Just like that, the 999 escape system was made to provide you that innate, instinctive pleasure of “I found it!”. I wish for the users to experience that “I found it!” pleasure by playing 999.
It is very true. This genre has gained much popularity in Japan. However, since Japanese manga/animation is widely accepted in the U.S. we can also hope that the scenario/characters will be accepted in the U.S. as well.
Since the release of the iPhone/iPad, the culture of reading has been spreading. These devices can break down the barriers and we believe that there is room for the visual genre to spread throughout the world.
How did the relationship between Chunsoft and Aksys begin?
When we were looking for a U.S. publisher, Spike, which is a group company of ours, introduced Aksys to us. When localizing this game we knew that there were many expressions that can be lost in translation (for example, character names, key words for escapes, etc).
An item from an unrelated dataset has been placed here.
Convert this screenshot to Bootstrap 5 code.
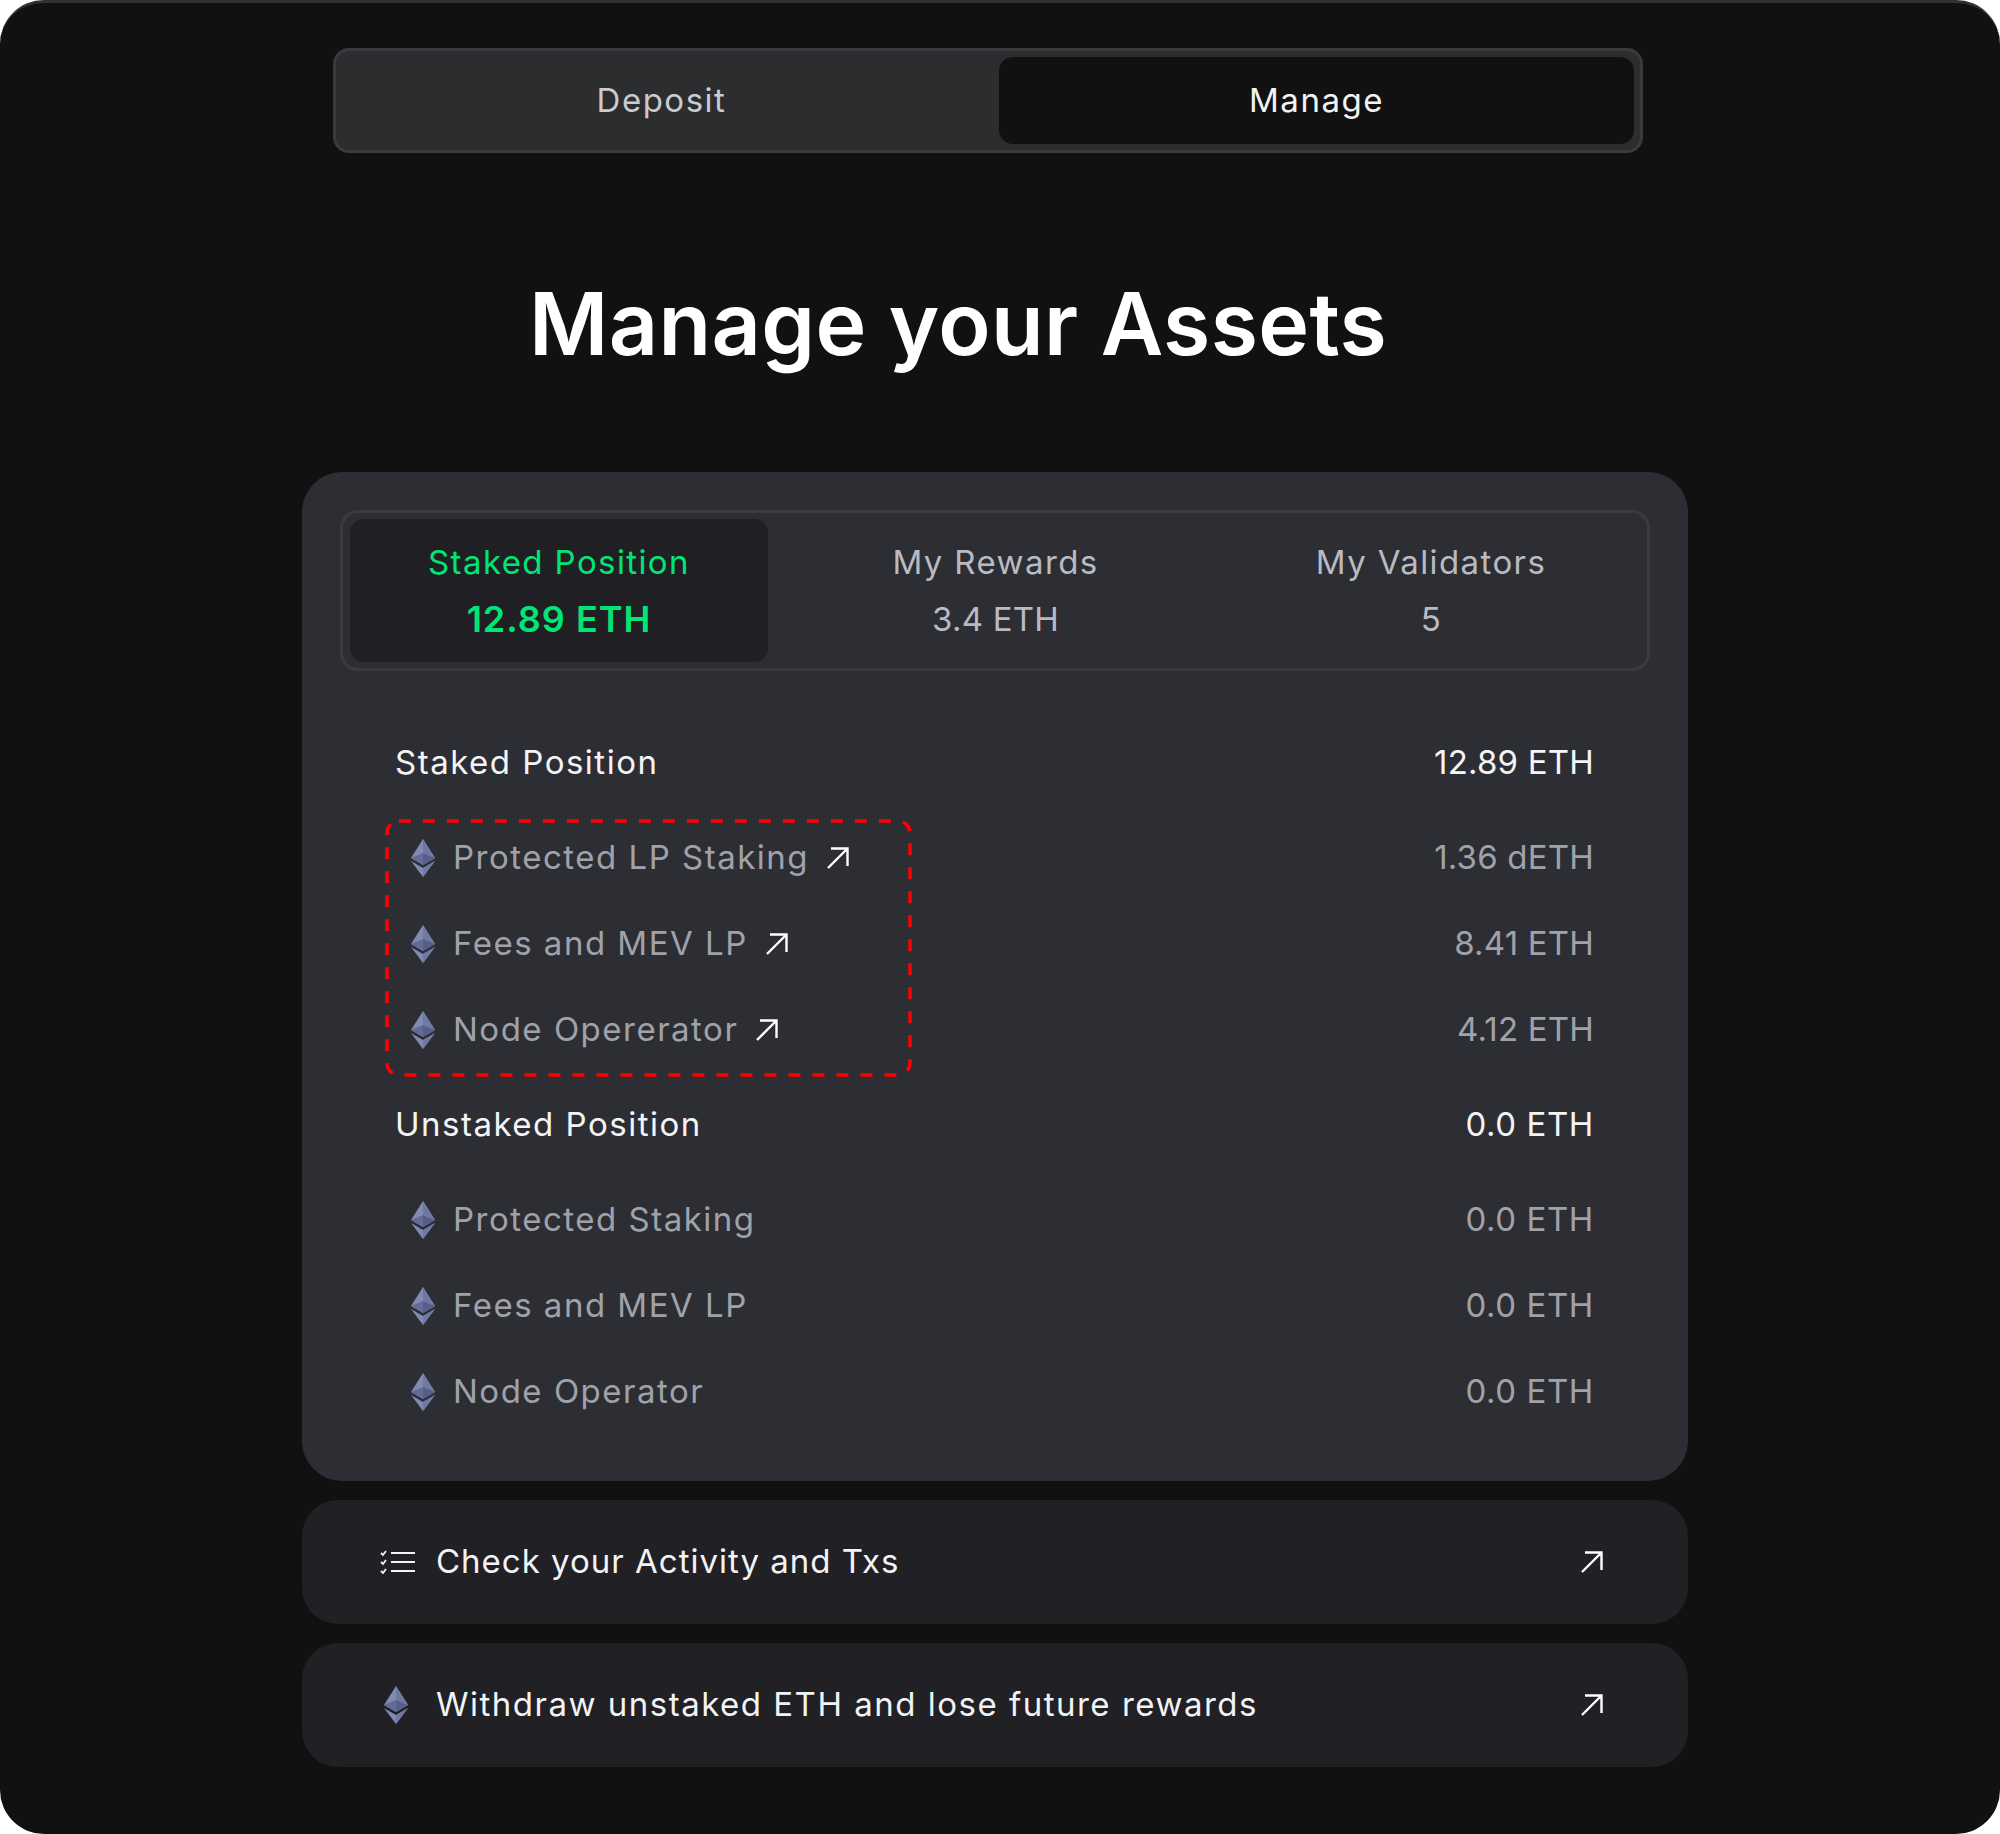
<!doctype html>
<html lang="en"><head><meta charset="utf-8"><title>Manage your Assets</title>
<link href="https://cdn.jsdelivr.net/npm/bootstrap@5.3.0/dist/css/bootstrap.min.css" rel="stylesheet">
<style>
html,body{margin:0;background:#fff}
body{font-family:Inter,"Liberation Sans",sans-serif}
.frame{width:2000px;height:1834px;background:#111112;border-radius:44px;border-top:3px solid #303033;overflow:hidden;padding-top:45px}
.switcher{width:1310px;height:105px;margin-left:333px;background:#2c2d2f;border:3px solid #3a3b3e;border-radius:16px;padding:6px}
.switch-item{flex:1 1 0;font-size:33px;color:#c9cbd0;letter-spacing:1.5px;padding-right:18px}
.switch-item.on{flex:0 0 635px;background:#111112;color:#f2f3f5;border-radius:14px;padding-right:0}
.page-title{font-size:86px;font-weight:600;color:#fff;letter-spacing:.4px;line-height:1;margin:0 0 0 529px;padding-top:128px;height:319px}
.panel{width:1386px;margin-left:302px;background:#2d2e34;border-radius:40px;padding:38px 38px 46px}
.tabs{height:161px;border:3px solid #3a3b41;border-radius:18px;padding:6px 7px}
.tab-item{height:143px;font-size:33px;color:#b9bbc2;line-height:36px;letter-spacing:1.4px}
.tab-item .num{margin-top:21px;letter-spacing:.2px}
.tab-a{width:418px;background:#1f1f24;border-radius:14px;color:#00e676}
.tab-a .num{font-size:36px;font-weight:600;letter-spacing:1px}
.tab-b{width:455px}
.tab-c{width:416px}
.rows{padding:0 56px 0 55px;margin-top:40px;font-size:33px;letter-spacing:1.5px}
.val{letter-spacing:.2px}
.val-z{letter-spacing:.6px}
.row-h{height:104px;color:#f4f4f6}
.row-i{height:86px;color:#a0a2aa;padding-left:16px}
.row-i svg.eth{margin-right:18px}
.row-i .go{margin-left:17px}
.boxed{position:relative}
.dash{position:absolute;left:-10px;top:4px;pointer-events:none}
.wide{width:1386px;margin-left:302px;background:#202025;border-radius:36px;color:#f2f3f5;font-size:33px;letter-spacing:1.5px;padding:0 84px 0 76px}
.w1{height:124px;margin-top:19px;letter-spacing:1px}
.w2{height:124px;margin-top:19px}
.wide-ico{width:58px}
.nudge{margin-left:2px}
.nudge-e{margin-left:6px}
</style></head><body>
<svg width="0" height="0" class="d-block position-absolute"><defs>
<symbol id="eth" viewBox="0 0 24 38">
<polygon points="12,0 0,19 12,26 24,19" fill="#808ab2"/>
<polygon points="12,14 0,19 12,26 24,19" fill="#636c98"/>
<polygon points="12,14 12,26 24,19" fill="#565f8a"/>
<polygon points="12,0 12,14 24,19" fill="#6f79a4"/>
<polygon points="0,22 12,29 24,22 12,38" fill="#808ab2"/>
<polygon points="12,29 24,22 12,38" fill="#6f79a4"/>
</symbol>
<symbol id="arr" viewBox="0 0 24 24">
<path d="M2 22 21.5 2.5M5 2.5h16.5V20" fill="none" stroke="#fff" stroke-width="2.4"/>
</symbol>
</defs></svg>
<div class="frame">
  <div class="switcher d-flex">
    <div class="switch-item d-flex align-items-center justify-content-center">Deposit</div>
    <div class="switch-item on d-flex align-items-center justify-content-center">Manage</div>
  </div>
  <h1 class="page-title">Manage your Assets</h1>
  <div class="panel">
    <div class="tabs d-flex">
      <div class="tab-item tab-a d-flex flex-column align-items-center justify-content-center"><div>Staked Position</div><div class="num">12.89 ETH</div></div>
      <div class="tab-item tab-b d-flex flex-column align-items-center justify-content-center"><div>My Rewards</div><div class="num">3.4 ETH</div></div>
      <div class="tab-item tab-c d-flex flex-column align-items-center justify-content-center"><div>My Validators</div><div class="num">5</div></div>
    </div>
    <div class="rows">
      <div class="row-h d-flex align-items-center justify-content-between"><span>Staked Position</span><span class="val">12.89 ETH</span></div>
      <div class="boxed">
        <svg class="dash" width="527" height="258"><rect x="2" y="2" width="523" height="254" rx="12" fill="none" stroke="#f00" stroke-width="3.5" stroke-dasharray="12 12"/></svg>
        <div class="row-i d-flex align-items-center justify-content-between"><span class="d-flex align-items-center"><svg class="eth" width="24" height="38"><use href="#eth"/></svg>Protected LP Staking<svg class="go" width="24" height="24"><use href="#arr"/></svg></span><span class="val">1.36 dETH</span></div>
        <div class="row-i d-flex align-items-center justify-content-between"><span class="d-flex align-items-center"><svg class="eth" width="24" height="38"><use href="#eth"/></svg>Fees and MEV LP<svg class="go" width="24" height="24"><use href="#arr"/></svg></span><span class="val">8.41 ETH</span></div>
        <div class="row-i d-flex align-items-center justify-content-between"><span class="d-flex align-items-center"><svg class="eth" width="24" height="38"><use href="#eth"/></svg>Node Opererator<svg class="go" width="24" height="24"><use href="#arr"/></svg></span><span class="val">4.12 ETH</span></div>
      </div>
      <div class="row-h d-flex align-items-center justify-content-between"><span>Unstaked Position</span><span class="val-z">0.0 ETH</span></div>
      <div class="row-i d-flex align-items-center justify-content-between"><span class="d-flex align-items-center"><svg class="eth" width="24" height="38"><use href="#eth"/></svg>Protected Staking</span><span class="val-z">0.0 ETH</span></div>
      <div class="row-i d-flex align-items-center justify-content-between"><span class="d-flex align-items-center"><svg class="eth" width="24" height="38"><use href="#eth"/></svg>Fees and MEV LP</span><span class="val-z">0.0 ETH</span></div>
      <div class="row-i d-flex align-items-center justify-content-between"><span class="d-flex align-items-center"><svg class="eth" width="24" height="38"><use href="#eth"/></svg>Node Operator</span><span class="val-z">0.0 ETH</span></div>
    </div>
  </div>
  <div class="wide w1 d-flex align-items-center">
    <span class="wide-ico d-flex"><svg class="nudge" width="36" height="24" viewBox="0 0 36 24" fill="none" stroke="#f2f3f5" stroke-width="2"><path d="M11 3h24M11 12h24M11 21h24"/><path d="M1 3l2 2 3-4M1 12l2 2 3-4M1 21l2 2 3-4" stroke-width="1.8"/></svg></span>
    <span class="flex-grow-1">Check your Activity and Txs</span>
    <svg width="24" height="24"><use href="#arr"/></svg>
  </div>
  <div class="wide w2 d-flex align-items-center">
    <span class="wide-ico d-flex"><svg class="nudge-e" width="24" height="38"><use href="#eth"/></svg></span>
    <span class="flex-grow-1">Withdraw unstaked ETH and lose future rewards</span>
    <svg width="24" height="24"><use href="#arr"/></svg>
  </div>
</div>
<script src="https://cdn.jsdelivr.net/npm/bootstrap@5.3.0/dist/js/bootstrap.bundle.min.js"></script>
</body></html>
We’re pretty sure that we’ve caused many headaches for the localization team, but they completely understood what we wanted to portray and we believe that the localization turned out pretty solid.
999 is coming overseas, but we haven’t heard anything about Shiren 4 or 428. Is Chunsoft and perhaps Aksys discussing those titles?
We currently haven’t talked about any of those titles.
Does Chunsoft have any plans with the Nintendo 3DS? Perhaps, a sequel to 999?
We’d like to say “no comment” for now, but we’re thinking if we see that enough players in the U.S. enjoyed our title, there’s plenty of room to consider sequels.